The Thorens is about $700 on Amazon and is a well-crafted, fully automatic turntable that comes equipped with three speeds so it can also play shellac records at 78 rpm (the special stylus/cartridge required is available separately if you desire to purchase one). There is also a built-in phono and pre–amp TD 170–1 Phono that amplifies the turntable’s signal and connects to receivers and amplifiers that may not have a phono input.
- This is a very reliable turntable with virtually no scratching or skipping; with an incredibly easy set-up, this turntable will bring back that nostalgic feeling!
- Before purchasing this turntable you may just want to check to see if the manufacturer is offering the TD 170-1 or the TD 170-1 phono.
- It’s not a major negative at all, but just something one should be aware of.
The Stanton ST-150 will cost you roughly $300.00 or so and comes equipped with a S-shaped tone arm and is comprised of a durable steel design for minimum feedback (huge bonus). It also has an industry leading torque motor (up to 4.5 kgf/cm), in addition to an ultra-stable platter and Stanton Trackmaster V.3 cartridge.
- This is definitely a solidly made turntable and the sound is awesome! You are definitely guaranteed to get professional quality with this one.
- This is not a turntable that you want to use if you are into scratching and getting festive with the turntable.
- This particular turntable is more suitable for those who just want to listen to some good old records and relax.

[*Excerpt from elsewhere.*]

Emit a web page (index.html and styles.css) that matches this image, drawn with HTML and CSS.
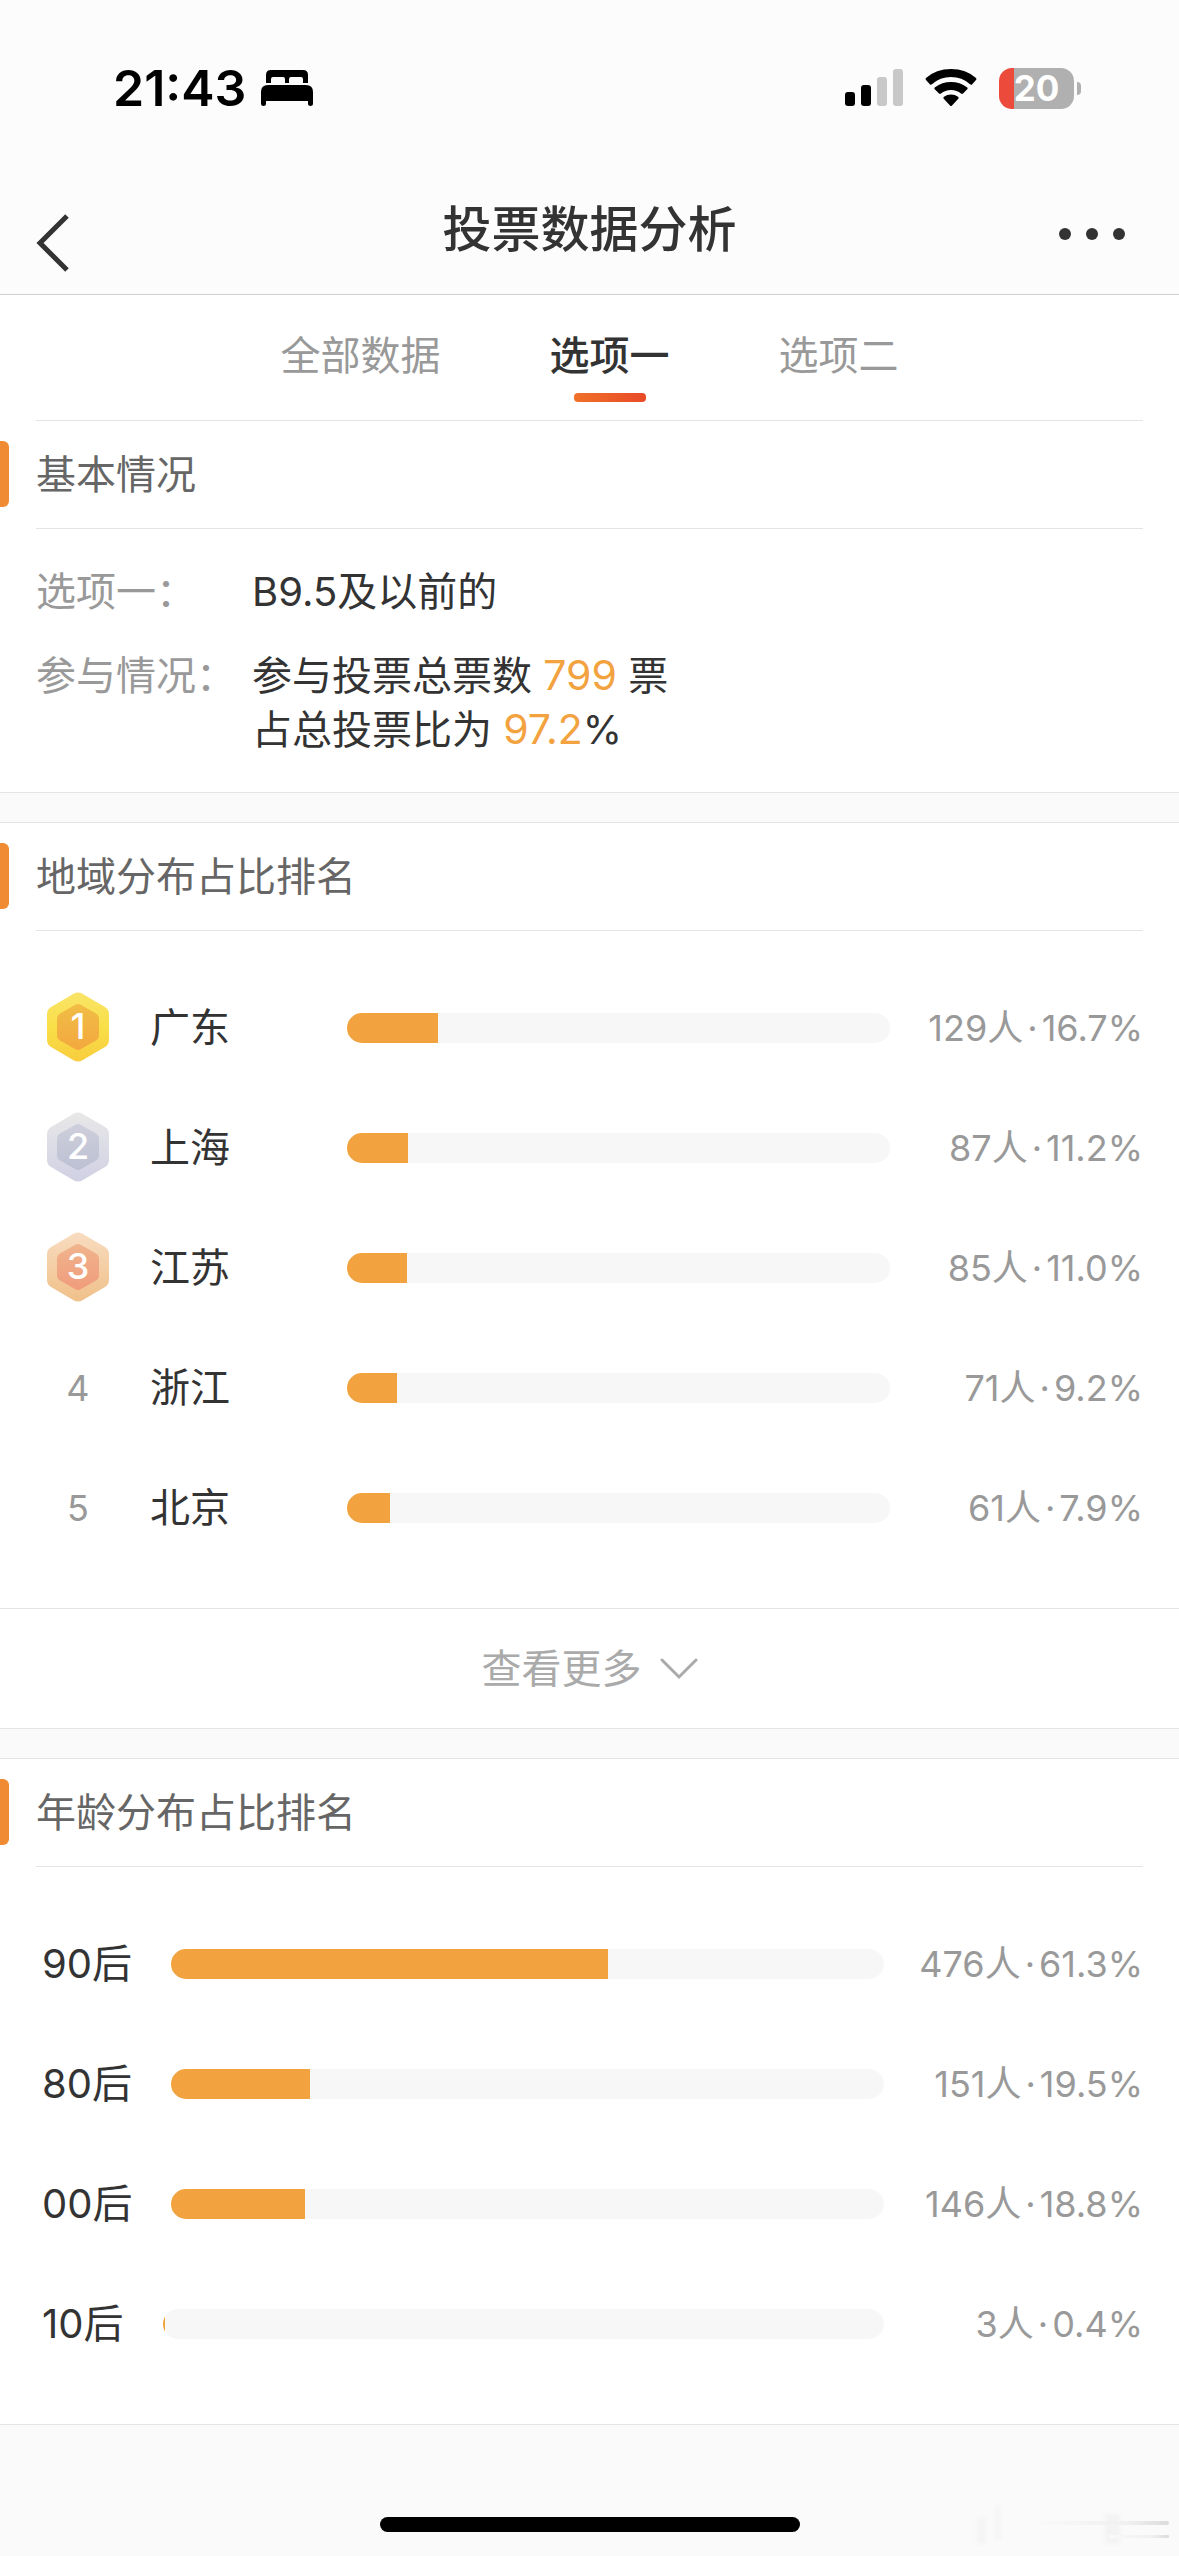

What additional equipment will I need?
The answer to this primarily depends on how active you plan to be with the turntable; if you just want something to enjoy those records on, and then a simple table will probably be enough for you. However, if you are heavily into DJing, you will want to invest in other equipment, which naturally will cost you more.
All in all, it seems that the best choice is the U-Turn, it is reasonably priced and you certainly get what you pay for. It’s also an ideal choice for those who have never used a turntable before, so if I had to choose, that would certainly be my choice!